Budget 2014’s reference and allocation to socially responsible investment (SRI) sukuk and environmental, social and governance (ESG) index are indeed welcomed and forward-looking developments.
ESG INDEX
The proposed ESG index is the (equity) flip side of the (fixed income) SRI sukuk, ie responsible citizenship. To build bridges to different communities, geographies and ways of investing/financing, there must be dialogue of aligned interests based upon common values.
It all sounds good on paper, but the challenge is actually establishing the blueprint, execution, and acceptance, ie funds with assets under management, otherwise it’s a good academic exercise.
There is precedence for an ESG index from the Muslim world. For example, in 2011 the Standard & Poor's (S&P)/Hawkamah ESG Pan Arab Index was launched.
S&P stated: “It is now widely recognised that ESG issues can have long-term consequences for financial performance, and linking stock market performance to ESG is perhaps the most effective way to highlight the concept of ESG…” For the first time, the ESG performance of companies in the MENA (the Middle East and North Africa) region has been extensively researched, quantified and translated into a series of scores that will be used as the basis for an index that will help raise awareness of a company’s impact on people, planet and profit...”

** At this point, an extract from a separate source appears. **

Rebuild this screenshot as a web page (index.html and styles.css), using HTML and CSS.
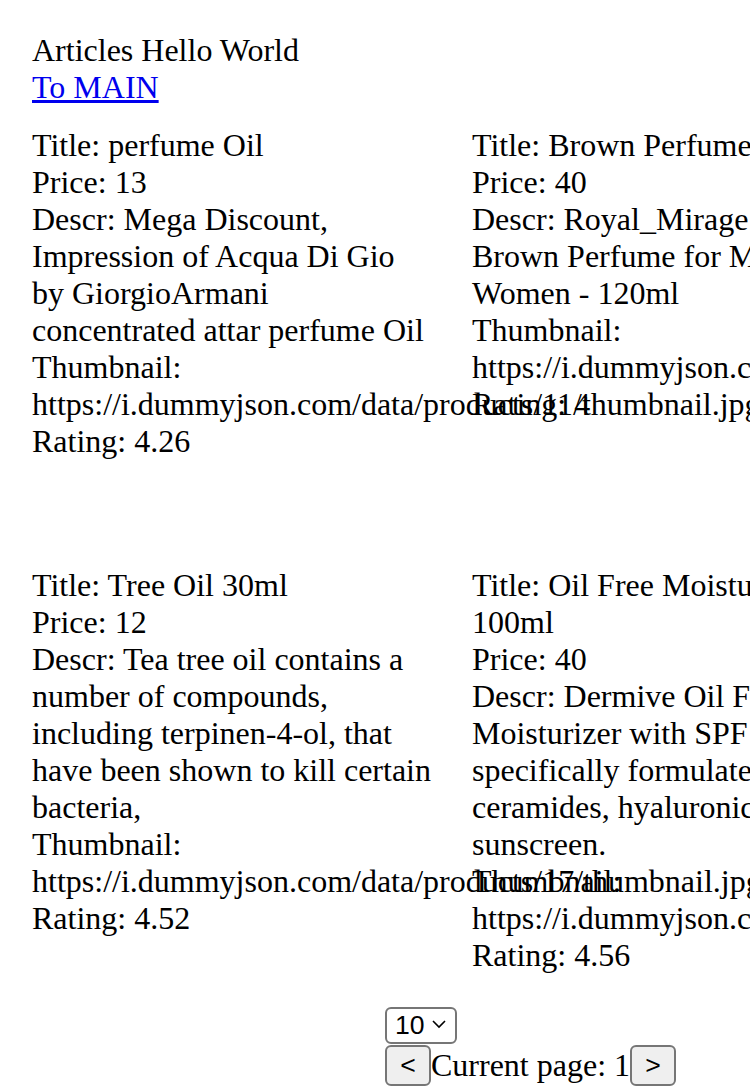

It has a vigorous and transparent screening methodology for inclusion, and has companies from 11 Arab countries: Bahrain, Egypt, Jordan, Lebanon, Kuwait, Morocco, Oman, Qatar, Saudi Arabia, Tunisia and the United Arab Emirates.
Thus, for a region with a disproportionate contribution to carbon emissions, the index was a welcomed first step in realising and highlighting responsible companies.
A Malaysian ESG index, while extremely important, may encounter the challenge of having enough constituents companies and the liquidity of these companies.
Furthermore, it may encounter the same challenges of the MY-ETF, the first Islamic ETF in Asia launched in 2008, where the Malaysia- only exposure did not allow it to get the expected investors from the Gulf countries.
Nevertheless, it could still be attractive proposition, if:
• Underlying screening methodology is transparent;
• Market performance, via back testing, to the national index and Islamic index;
• There is seed money;
• Investment vehicle is an exchange traded fund (ETF) on Bursa Malaysia or a low-cost index fund.
Thus, an ESG index is about awareness, education and aligning investing to values. It is a good and necessary step in building responsible capital markets.
It could also draw global patient investors to Malaysia, where their names may be more important than their money!
CONCLUSION
To build bridges, one must have a solid footing and foundation, otherwise the sustainability and scalability of the offering will slowly sink.
The announcement of a SRI Sukuk and ESG index is actually building a suspension bridge with expanding two-way lanes.
A good example of Malaysia leading Organisation of Islamic Cooperation on responsible capital market development.
[Rushdi Siddiqui, former global director at Dow Jones Indexes and global head at Thomson Reuters in Islamic finance, is now president/ED of a (halal) US-based agro-food company.]